Figure 2a shows the most energetically stable cluster/adsorbate configurations at 323 K saturated with CO for Pdn/CeO2(111) for n = 5–20. We do not show Pd clusters smaller than 5 atoms as the number of possible isomers is minimal. Overall, the metal clusters have a flat or truncated pyramidal shape to maximize contact with the support especially as cluster size increases. The ratio of surface adsorbate coverage to the number of exposed surface metal atoms approaches 1:1. In addition, strong metal-support interactions also play a significant role in CO adsorption that is not captured in traditionally modeled extended surfaces.

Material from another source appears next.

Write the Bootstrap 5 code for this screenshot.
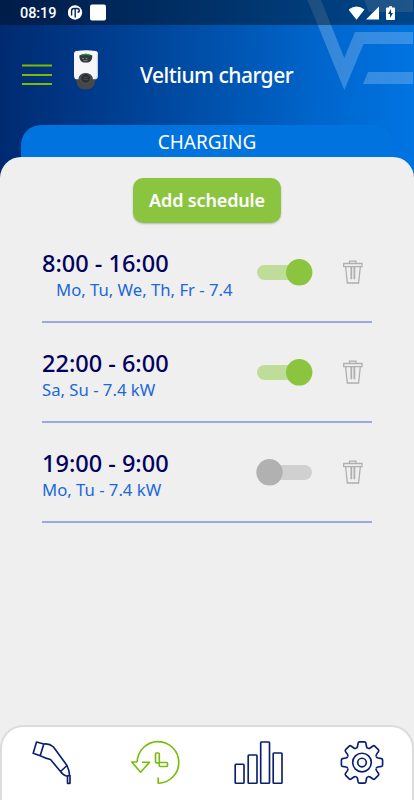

Our machine learned Hamiltonians, as well as Monte Carlo simulations, show that CO prefers to adsorb on (1) bridge and threefold sites to maximize metal coordination and (2) sites that are closer to the support for electronic stabilization. On average, our simulations show that clusters flatten under a CO environment, suggesting that the stabilization gained via the adsorption energy of CO serves as a thermodynamic driving force to offset the stability loss by overwetting of the cluster to the support.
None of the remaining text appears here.